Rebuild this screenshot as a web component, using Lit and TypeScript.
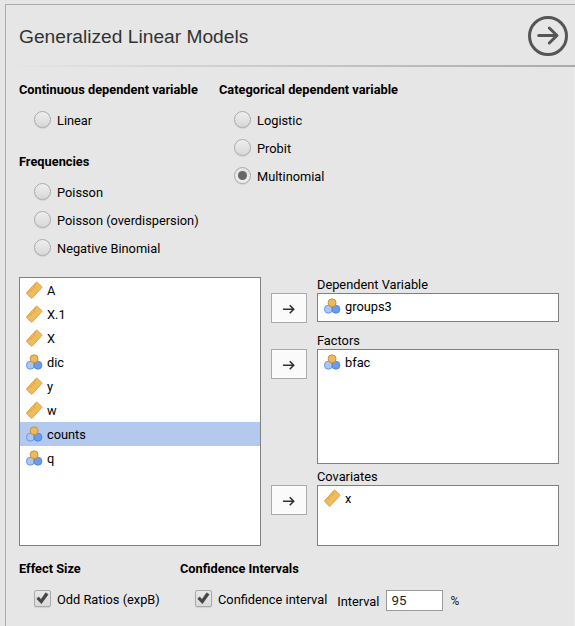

┄┄┄┄┄┄

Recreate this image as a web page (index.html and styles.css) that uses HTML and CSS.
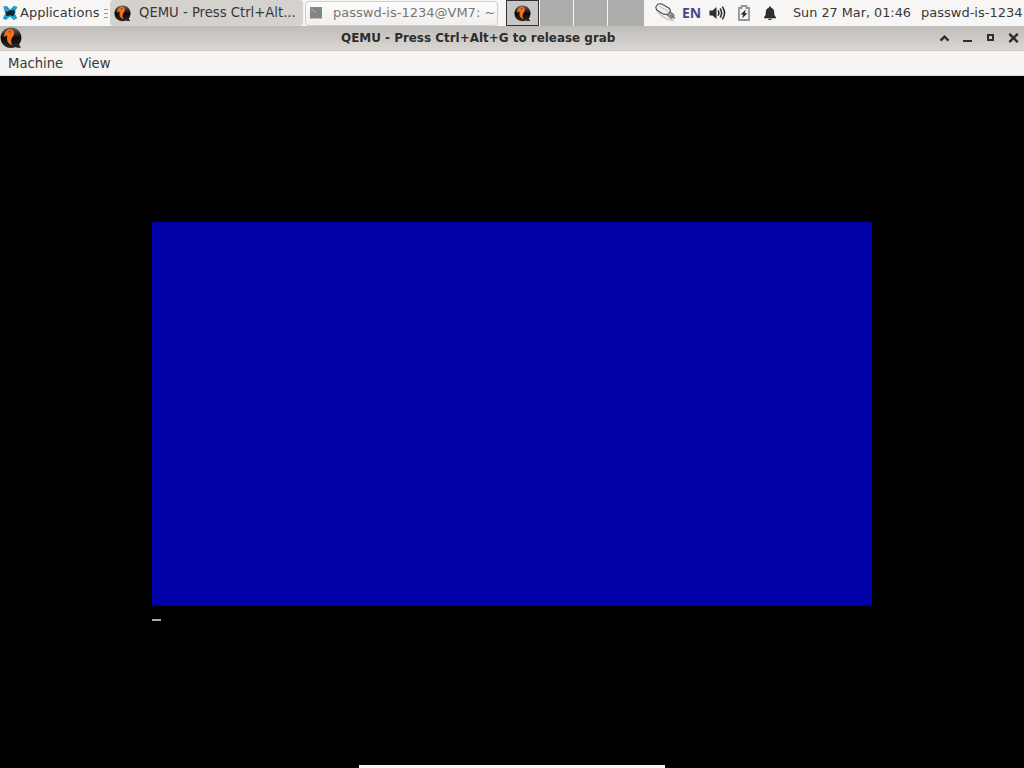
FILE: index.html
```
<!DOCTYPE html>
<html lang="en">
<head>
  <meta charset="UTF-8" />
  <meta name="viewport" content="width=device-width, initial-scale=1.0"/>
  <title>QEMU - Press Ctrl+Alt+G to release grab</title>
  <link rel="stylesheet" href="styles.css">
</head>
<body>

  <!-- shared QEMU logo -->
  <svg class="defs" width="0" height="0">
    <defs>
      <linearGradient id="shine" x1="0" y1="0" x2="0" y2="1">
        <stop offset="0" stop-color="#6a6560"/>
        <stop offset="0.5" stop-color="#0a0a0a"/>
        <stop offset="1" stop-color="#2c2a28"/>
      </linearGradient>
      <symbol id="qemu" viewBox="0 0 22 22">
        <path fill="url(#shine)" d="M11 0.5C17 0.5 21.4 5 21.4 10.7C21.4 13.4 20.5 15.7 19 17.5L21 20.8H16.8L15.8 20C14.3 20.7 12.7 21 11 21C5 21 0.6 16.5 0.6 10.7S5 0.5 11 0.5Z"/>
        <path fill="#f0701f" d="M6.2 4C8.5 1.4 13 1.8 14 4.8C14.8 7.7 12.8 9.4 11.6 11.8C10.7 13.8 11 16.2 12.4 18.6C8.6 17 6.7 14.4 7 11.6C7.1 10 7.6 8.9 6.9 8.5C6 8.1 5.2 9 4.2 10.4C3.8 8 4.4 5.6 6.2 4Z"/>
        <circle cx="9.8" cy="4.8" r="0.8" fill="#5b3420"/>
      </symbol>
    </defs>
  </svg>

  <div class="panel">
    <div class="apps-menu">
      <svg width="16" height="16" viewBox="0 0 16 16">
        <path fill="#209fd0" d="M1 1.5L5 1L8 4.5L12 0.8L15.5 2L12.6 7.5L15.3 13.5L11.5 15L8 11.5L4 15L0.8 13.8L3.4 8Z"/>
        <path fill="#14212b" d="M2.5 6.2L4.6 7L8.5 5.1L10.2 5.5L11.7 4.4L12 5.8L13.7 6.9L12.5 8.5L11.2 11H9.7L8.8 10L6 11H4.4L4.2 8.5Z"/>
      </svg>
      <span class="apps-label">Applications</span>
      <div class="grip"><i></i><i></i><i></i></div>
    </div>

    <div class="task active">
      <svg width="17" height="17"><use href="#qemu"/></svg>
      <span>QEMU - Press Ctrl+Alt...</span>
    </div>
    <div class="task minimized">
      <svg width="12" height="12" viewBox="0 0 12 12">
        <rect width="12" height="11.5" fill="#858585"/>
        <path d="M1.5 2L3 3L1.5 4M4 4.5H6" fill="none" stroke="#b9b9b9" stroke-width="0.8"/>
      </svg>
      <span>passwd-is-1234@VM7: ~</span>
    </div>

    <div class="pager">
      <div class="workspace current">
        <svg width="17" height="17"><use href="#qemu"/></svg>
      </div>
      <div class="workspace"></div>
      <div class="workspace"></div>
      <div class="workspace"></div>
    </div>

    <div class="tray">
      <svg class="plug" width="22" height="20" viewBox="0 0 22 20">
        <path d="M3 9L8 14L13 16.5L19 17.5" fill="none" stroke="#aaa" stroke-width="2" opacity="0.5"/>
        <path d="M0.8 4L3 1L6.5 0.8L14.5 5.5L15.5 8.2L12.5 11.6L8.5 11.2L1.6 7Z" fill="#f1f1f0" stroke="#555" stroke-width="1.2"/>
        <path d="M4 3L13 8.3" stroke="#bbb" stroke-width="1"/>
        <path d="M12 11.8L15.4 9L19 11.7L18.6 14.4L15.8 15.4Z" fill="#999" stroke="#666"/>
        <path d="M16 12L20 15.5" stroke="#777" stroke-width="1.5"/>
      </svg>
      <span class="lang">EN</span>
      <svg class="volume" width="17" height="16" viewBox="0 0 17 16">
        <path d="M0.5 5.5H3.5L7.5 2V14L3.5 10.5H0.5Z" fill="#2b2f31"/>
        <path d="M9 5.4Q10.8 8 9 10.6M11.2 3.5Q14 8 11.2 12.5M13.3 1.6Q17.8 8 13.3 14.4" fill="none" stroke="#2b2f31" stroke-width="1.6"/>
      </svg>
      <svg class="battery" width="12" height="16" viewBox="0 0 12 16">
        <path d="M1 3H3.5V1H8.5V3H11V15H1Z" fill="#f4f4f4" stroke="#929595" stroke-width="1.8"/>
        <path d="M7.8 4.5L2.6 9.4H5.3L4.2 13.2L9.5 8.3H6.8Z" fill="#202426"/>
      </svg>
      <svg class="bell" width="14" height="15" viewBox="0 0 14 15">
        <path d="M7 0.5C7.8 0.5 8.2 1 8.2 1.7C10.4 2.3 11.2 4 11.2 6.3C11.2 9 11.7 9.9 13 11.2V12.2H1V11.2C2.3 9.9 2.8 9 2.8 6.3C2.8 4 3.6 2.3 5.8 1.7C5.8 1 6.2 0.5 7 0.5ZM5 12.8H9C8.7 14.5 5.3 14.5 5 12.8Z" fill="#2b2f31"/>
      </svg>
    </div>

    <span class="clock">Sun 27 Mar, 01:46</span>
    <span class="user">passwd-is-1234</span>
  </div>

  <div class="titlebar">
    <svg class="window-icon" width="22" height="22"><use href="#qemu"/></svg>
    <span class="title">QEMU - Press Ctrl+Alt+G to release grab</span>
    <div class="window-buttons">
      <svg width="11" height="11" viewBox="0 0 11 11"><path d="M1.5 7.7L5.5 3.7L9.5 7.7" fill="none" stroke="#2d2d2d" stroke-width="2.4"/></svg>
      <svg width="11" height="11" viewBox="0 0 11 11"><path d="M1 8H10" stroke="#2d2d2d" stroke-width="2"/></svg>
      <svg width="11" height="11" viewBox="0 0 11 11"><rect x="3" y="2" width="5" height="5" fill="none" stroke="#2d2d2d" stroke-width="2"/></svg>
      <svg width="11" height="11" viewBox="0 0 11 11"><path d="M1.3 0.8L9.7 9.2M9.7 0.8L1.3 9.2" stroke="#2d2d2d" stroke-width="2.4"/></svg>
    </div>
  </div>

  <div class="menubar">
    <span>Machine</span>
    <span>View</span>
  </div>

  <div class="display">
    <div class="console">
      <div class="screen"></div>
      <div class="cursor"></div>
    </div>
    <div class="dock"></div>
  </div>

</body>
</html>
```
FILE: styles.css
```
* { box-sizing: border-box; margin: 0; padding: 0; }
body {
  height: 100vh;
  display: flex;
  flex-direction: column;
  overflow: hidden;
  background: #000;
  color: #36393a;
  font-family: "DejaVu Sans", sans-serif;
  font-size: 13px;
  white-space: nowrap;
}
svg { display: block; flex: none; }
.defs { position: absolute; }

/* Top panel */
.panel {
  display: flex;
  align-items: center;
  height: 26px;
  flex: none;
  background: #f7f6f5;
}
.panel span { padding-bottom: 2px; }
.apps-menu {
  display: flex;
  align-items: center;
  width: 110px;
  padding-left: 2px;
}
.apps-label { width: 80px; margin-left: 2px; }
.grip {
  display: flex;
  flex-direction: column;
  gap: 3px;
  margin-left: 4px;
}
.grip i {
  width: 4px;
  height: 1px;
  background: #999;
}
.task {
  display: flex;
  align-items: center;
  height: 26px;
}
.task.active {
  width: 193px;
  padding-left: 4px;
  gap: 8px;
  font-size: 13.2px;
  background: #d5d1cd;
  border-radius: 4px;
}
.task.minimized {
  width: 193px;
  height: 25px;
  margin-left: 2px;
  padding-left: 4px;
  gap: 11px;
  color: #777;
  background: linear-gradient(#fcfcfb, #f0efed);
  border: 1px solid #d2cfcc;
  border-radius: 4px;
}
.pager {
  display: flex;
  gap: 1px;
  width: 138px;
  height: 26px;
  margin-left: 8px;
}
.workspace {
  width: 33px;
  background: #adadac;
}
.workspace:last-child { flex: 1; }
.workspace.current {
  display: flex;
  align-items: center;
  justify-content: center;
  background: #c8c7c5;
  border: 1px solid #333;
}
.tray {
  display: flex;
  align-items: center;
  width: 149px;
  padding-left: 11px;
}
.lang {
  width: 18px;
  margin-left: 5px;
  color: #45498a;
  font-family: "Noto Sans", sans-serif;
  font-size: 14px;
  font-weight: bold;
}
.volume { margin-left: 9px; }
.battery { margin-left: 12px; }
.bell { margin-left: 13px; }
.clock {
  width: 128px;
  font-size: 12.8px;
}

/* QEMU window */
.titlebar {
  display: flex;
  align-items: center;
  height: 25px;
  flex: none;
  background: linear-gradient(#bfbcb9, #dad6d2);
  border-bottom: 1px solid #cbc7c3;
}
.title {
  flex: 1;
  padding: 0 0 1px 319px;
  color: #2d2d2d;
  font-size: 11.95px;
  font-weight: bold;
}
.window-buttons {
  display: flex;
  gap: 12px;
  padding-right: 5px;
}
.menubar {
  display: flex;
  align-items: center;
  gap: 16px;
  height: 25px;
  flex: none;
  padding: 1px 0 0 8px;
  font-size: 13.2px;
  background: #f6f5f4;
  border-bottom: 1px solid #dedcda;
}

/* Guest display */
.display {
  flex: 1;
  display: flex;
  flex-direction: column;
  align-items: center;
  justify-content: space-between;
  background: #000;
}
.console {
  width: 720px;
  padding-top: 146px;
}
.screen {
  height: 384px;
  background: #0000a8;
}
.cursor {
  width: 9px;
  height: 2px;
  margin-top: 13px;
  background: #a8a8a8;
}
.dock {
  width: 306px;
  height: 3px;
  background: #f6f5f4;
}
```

┄┄┄┄┄┄

[GIVEN EXERCISE]:
In the listing, find every line containing the word "this" and list it.

[EXERCISE SOLUTION]:
Rebuild this screenshot as a web component, using Lit and TypeScript.
Recreate this image as a web page (index.html and styles.css) that uses HTML and CSS.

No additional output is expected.